• _Task instructions_
Extract all lines that hold the string "screenshot".

• _Records to process_
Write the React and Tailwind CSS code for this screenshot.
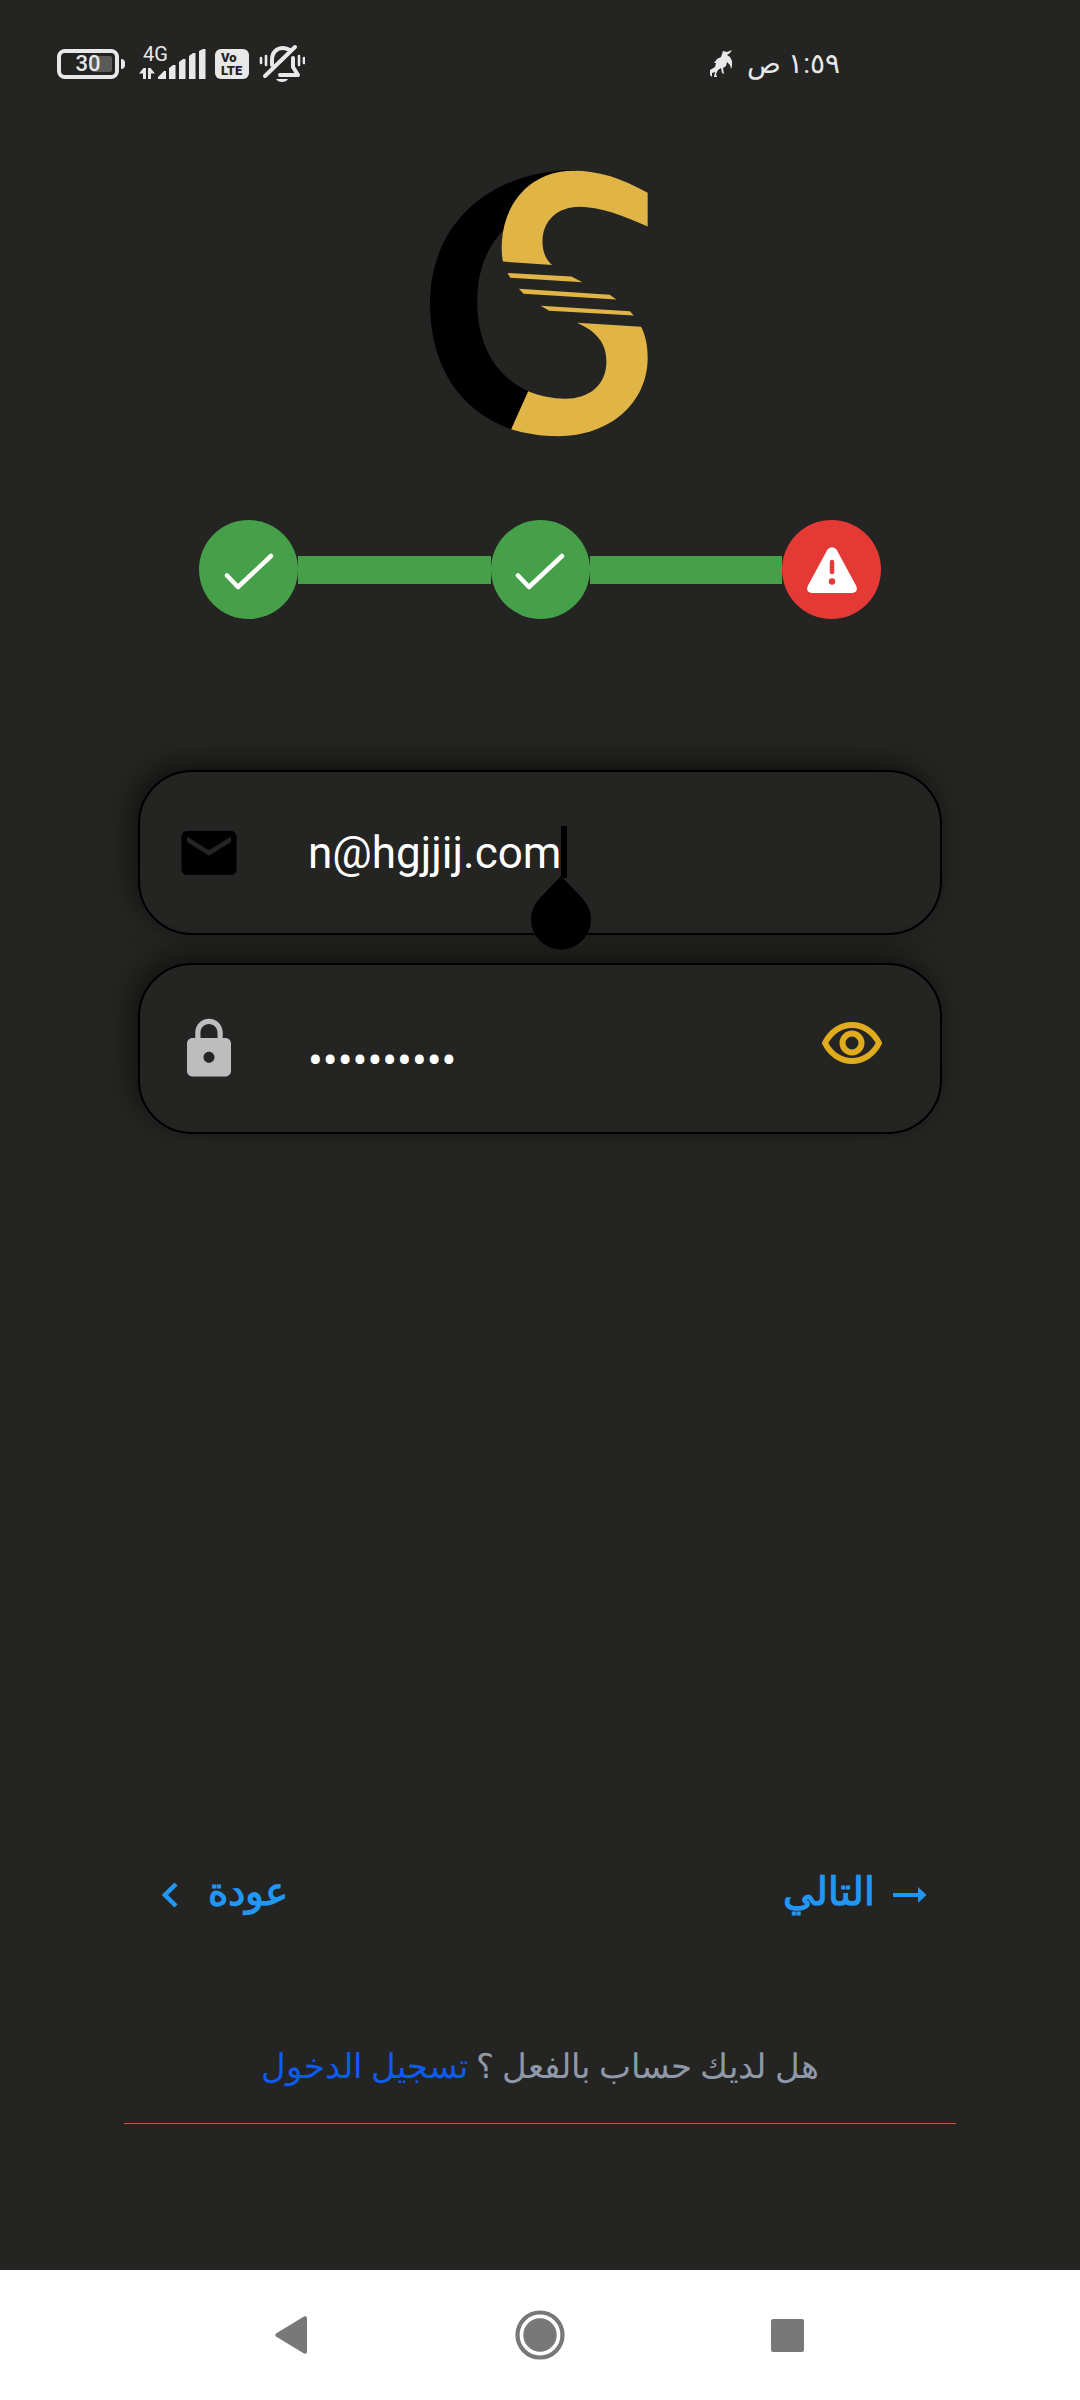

...

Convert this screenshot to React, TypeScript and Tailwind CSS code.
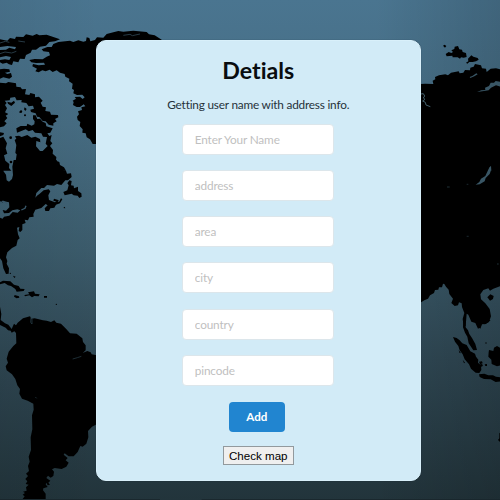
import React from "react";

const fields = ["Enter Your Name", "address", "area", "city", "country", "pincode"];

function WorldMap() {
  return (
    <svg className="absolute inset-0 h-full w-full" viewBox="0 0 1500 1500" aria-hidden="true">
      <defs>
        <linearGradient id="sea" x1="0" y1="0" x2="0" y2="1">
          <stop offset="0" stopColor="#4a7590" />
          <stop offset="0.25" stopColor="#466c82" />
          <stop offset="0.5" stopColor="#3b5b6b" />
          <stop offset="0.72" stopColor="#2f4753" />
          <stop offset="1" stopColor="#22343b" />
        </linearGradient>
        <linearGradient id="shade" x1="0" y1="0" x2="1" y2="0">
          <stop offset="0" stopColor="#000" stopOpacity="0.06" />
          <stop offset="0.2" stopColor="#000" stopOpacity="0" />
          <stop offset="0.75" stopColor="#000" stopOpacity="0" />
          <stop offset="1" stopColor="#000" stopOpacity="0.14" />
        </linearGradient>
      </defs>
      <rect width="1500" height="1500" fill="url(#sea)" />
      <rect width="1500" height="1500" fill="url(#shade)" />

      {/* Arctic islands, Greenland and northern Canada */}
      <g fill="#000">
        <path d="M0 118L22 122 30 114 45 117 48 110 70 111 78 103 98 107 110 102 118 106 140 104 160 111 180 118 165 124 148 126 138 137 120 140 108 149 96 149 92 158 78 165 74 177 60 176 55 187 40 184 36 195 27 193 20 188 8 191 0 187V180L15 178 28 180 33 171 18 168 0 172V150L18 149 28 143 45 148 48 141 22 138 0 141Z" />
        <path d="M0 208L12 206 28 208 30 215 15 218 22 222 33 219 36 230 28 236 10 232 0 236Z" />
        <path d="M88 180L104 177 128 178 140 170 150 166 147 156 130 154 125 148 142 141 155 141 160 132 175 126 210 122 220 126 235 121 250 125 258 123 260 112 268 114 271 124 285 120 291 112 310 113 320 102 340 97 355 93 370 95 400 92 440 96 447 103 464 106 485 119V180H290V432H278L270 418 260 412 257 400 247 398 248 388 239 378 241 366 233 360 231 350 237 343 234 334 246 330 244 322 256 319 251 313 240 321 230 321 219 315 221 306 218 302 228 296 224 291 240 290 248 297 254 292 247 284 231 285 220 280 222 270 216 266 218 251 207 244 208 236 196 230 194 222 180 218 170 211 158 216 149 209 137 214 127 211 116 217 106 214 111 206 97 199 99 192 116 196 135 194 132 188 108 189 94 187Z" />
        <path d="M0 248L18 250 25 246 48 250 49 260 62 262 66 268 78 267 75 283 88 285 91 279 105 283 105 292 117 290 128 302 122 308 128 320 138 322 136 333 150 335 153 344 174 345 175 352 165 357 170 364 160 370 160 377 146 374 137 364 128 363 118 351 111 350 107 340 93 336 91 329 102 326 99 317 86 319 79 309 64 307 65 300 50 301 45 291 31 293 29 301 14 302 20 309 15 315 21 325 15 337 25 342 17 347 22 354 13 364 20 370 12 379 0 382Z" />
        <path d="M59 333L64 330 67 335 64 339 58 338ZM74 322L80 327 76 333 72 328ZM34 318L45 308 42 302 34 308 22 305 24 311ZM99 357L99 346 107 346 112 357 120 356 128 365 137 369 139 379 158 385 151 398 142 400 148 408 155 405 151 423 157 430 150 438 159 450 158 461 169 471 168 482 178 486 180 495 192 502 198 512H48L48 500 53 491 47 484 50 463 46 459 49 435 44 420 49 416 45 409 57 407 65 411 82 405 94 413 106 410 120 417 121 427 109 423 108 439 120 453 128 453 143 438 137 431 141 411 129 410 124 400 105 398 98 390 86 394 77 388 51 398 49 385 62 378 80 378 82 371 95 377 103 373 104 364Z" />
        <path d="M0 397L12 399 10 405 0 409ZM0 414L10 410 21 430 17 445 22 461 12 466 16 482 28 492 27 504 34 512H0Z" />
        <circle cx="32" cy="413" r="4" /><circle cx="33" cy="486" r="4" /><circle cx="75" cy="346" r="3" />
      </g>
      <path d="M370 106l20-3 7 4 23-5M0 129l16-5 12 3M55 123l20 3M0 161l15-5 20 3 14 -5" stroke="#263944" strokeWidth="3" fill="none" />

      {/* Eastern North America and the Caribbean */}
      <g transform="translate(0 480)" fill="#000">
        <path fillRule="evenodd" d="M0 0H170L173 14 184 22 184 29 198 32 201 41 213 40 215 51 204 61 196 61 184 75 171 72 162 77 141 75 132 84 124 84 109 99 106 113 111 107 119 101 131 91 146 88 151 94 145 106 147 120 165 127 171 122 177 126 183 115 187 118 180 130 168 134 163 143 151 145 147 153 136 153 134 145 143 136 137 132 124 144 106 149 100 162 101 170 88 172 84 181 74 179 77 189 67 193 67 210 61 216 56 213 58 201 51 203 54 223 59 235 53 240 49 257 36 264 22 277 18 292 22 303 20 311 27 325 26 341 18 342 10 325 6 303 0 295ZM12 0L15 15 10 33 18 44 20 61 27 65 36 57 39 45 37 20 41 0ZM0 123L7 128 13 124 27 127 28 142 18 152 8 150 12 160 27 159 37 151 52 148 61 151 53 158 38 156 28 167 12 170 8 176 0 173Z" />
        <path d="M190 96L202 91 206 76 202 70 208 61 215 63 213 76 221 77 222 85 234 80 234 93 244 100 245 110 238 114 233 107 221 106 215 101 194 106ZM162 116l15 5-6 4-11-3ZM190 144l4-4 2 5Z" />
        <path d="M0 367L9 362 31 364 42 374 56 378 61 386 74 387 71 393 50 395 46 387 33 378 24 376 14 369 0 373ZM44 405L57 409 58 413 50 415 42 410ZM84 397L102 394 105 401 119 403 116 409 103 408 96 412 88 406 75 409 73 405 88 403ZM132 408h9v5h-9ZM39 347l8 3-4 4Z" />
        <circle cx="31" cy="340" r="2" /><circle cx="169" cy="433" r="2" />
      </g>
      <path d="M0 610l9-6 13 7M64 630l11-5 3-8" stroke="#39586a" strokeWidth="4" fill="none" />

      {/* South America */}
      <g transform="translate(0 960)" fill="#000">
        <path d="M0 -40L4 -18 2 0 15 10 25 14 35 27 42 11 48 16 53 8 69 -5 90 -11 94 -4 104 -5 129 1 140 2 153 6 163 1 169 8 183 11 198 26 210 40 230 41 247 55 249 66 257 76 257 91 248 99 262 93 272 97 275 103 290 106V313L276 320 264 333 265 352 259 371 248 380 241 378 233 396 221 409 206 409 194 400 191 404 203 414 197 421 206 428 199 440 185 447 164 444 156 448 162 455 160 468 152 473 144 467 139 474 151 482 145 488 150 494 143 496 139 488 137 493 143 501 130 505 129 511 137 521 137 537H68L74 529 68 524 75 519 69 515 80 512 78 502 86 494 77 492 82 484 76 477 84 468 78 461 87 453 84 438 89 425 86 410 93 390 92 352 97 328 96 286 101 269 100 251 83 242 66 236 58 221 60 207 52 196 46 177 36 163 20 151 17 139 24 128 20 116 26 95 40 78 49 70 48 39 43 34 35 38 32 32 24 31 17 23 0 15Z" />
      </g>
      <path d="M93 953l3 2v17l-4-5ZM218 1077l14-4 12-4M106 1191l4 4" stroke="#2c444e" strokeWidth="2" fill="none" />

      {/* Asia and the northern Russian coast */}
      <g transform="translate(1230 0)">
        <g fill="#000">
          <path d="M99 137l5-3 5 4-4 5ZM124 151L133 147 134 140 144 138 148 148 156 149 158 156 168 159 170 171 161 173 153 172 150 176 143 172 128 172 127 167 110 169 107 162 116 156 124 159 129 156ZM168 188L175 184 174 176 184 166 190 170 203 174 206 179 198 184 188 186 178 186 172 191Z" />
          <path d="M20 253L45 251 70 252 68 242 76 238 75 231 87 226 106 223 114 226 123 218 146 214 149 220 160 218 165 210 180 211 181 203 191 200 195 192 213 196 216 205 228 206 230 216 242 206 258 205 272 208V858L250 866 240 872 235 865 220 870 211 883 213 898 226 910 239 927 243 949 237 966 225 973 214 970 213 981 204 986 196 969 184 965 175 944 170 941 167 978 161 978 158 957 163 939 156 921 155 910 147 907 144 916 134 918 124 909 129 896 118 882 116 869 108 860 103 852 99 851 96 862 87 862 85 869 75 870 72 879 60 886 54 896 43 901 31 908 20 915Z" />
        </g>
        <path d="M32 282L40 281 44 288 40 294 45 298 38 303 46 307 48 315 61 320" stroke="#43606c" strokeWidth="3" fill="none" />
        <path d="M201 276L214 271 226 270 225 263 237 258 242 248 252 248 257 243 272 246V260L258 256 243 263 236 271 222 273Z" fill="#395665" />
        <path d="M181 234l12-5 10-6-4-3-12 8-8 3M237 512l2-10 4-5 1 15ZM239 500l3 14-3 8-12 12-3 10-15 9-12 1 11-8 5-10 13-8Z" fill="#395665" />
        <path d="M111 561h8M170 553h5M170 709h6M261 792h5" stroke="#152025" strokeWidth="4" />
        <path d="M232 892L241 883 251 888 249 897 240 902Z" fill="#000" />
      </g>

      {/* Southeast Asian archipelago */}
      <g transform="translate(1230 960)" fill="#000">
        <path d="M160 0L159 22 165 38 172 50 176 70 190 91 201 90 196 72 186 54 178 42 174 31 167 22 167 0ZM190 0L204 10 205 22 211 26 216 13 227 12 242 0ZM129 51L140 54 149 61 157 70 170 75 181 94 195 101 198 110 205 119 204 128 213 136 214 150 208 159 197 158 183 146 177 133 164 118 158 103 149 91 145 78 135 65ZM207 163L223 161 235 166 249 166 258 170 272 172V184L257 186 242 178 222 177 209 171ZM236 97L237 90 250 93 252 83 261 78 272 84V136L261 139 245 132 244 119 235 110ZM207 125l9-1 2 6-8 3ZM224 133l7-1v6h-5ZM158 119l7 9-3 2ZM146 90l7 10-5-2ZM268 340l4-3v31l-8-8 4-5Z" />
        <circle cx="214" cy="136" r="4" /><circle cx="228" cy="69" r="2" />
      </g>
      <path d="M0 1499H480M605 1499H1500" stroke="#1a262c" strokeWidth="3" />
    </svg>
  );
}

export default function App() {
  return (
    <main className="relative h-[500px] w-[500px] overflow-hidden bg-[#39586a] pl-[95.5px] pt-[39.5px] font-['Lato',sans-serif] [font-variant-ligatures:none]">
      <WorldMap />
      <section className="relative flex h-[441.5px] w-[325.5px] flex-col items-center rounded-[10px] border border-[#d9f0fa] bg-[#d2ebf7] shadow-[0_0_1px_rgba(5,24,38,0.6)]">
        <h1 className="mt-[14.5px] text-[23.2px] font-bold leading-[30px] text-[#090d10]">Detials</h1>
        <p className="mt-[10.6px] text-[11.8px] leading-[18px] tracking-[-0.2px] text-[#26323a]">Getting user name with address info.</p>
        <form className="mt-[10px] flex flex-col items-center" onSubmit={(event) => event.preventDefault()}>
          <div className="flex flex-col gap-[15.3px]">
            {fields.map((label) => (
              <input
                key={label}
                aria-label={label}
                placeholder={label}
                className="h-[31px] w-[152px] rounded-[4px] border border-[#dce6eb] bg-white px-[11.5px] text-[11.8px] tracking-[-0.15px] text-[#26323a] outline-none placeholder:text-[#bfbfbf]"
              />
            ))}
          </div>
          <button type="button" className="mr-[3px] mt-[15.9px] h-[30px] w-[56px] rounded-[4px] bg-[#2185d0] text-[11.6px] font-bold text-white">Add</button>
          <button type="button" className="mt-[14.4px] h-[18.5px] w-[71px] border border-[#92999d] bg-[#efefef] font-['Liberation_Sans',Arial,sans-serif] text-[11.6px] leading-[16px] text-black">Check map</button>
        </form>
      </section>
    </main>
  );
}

• _Task solution_
Write the React and Tailwind CSS code for this screenshot.
Convert this screenshot to React, TypeScript and Tailwind CSS code.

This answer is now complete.